Nel tempo pasquale il Museo Diocesano di Milano, come ogni anno, propone un capolavoro dell’arte come spunto di riflessione.
Per la prima volta in città è stata esposta la Crocifissione di Masaccio, una tavola conservata al Museo e Real Bosco di Capodimonte a Napoli.
La prima sorpresa, entrando nelle sale, è il venire accolti da ragazzi di una scuola superiore che grazie all’ alternanza scuola lavoro ci offrono la possibilità di una visita accompagnata.
Anche quando si pensa di essere preparati, la ragazza che ci introduce riesce a dare una bella spolverata alle nostre reminiscenze scolastiche, come una ventata di primavera.
Masaccio è stato un innovatore del suo tempo, ha segnato un cambio di passo: ha accettato la sfida di lavorare su fondo oro, superando la bidimensionalità trecentesca, ha sperimentato la visione prospettica con quel corpo di Cristo che non si può capire in una visione frontale ma solo pensandolo con uno sguardo da sotto in su, così come doveva essere esposto a cinque metri da terra nella sua collocazione originale.
Una cosa che ci ha commosso è la naturalezza espressiva dei volti di Maria e di Giovanni: non sono particolarmente definiti eppure sprigionano dolore e sgomento, ma ancora più se possibile, la nostra attenzione è catturata dalle mani. Le mani di Maria che si stringono tanto da affondare le unghie nella carne, le mani di Giovanni, abituati come siamo da tanta iconografia, a vederlo appoggiato alla spalla di Gesù, si incrociano in un gesto sconsolato, come se non avessero più un posto dove posarsi. E poi, le mani alzate in grido della Maddalena ai piedi della croce. Non la vediamo in volto, si vede una veste rossa di spalle; eppure, la immaginiamo gridare di dolore (se pensiamo poi che quella figura è stata aggiunta dopo da Masaccio, forse la composizione gli sembrava troppo scarna e ora è una delle figure più riconoscibili e incredibili della storia dell’arte).
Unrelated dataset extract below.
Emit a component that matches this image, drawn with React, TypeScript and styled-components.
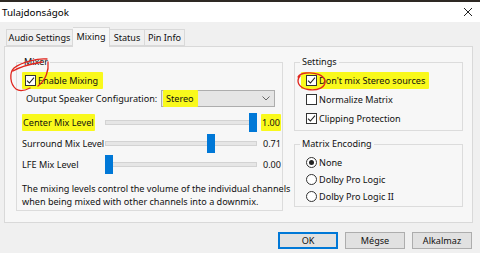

Andando via ci viene in mente un articolo che abbiamo letto in questi giorni sulla strana incapacità dell’Intelligenza Artificiale di rappresentare le mani. Ci sono state in giro in questi mesi parecchie foto create da IA e utilizzate per news di informazione che sono state “sbugiardate” proprio grazie all’impossibile composizione delle mani. Mani con sette dita, posizioni improbabili, troppo sottili o troppo lunghe, insomma un pasticcio. Nell’articolo si diceva che “Secondo Amelia Winger-Bearskin, artista e professoressa dell’Università della Florida che studia l’estetica dell’arte generata da intelligenze artificiali, il problema è che queste tecnologie non hanno ancora capito cos’è, in fin dei conti, “una mano”, e come si colleghi anatomicamente al corpo umano. L’IA «vede soltanto il modo in cui le mani sono rappresentate, ma le mani nelle immagini sono piuttosto articolate. Di solito sono piegate per afferrare qualcosa. Altre volte, sono strette attorno a un’altra persona». Le mani, insomma, fanno troppe cose nelle foto per essere riconosciute come un singolo elemento dall’intelligenza artificiale”
Ci arriveranno a fare le mani perfette, è solo questione di tempo ed è normale evoluzione.
Ma il punto forse non è la perfezione, ma quella capacità insostituibile del giovane pittore (poco più che ventenne) di trasmetterci attraverso il semplice gesto delle mani un contenuto umano, autentico, espresso con intensa e partecipata drammaticità.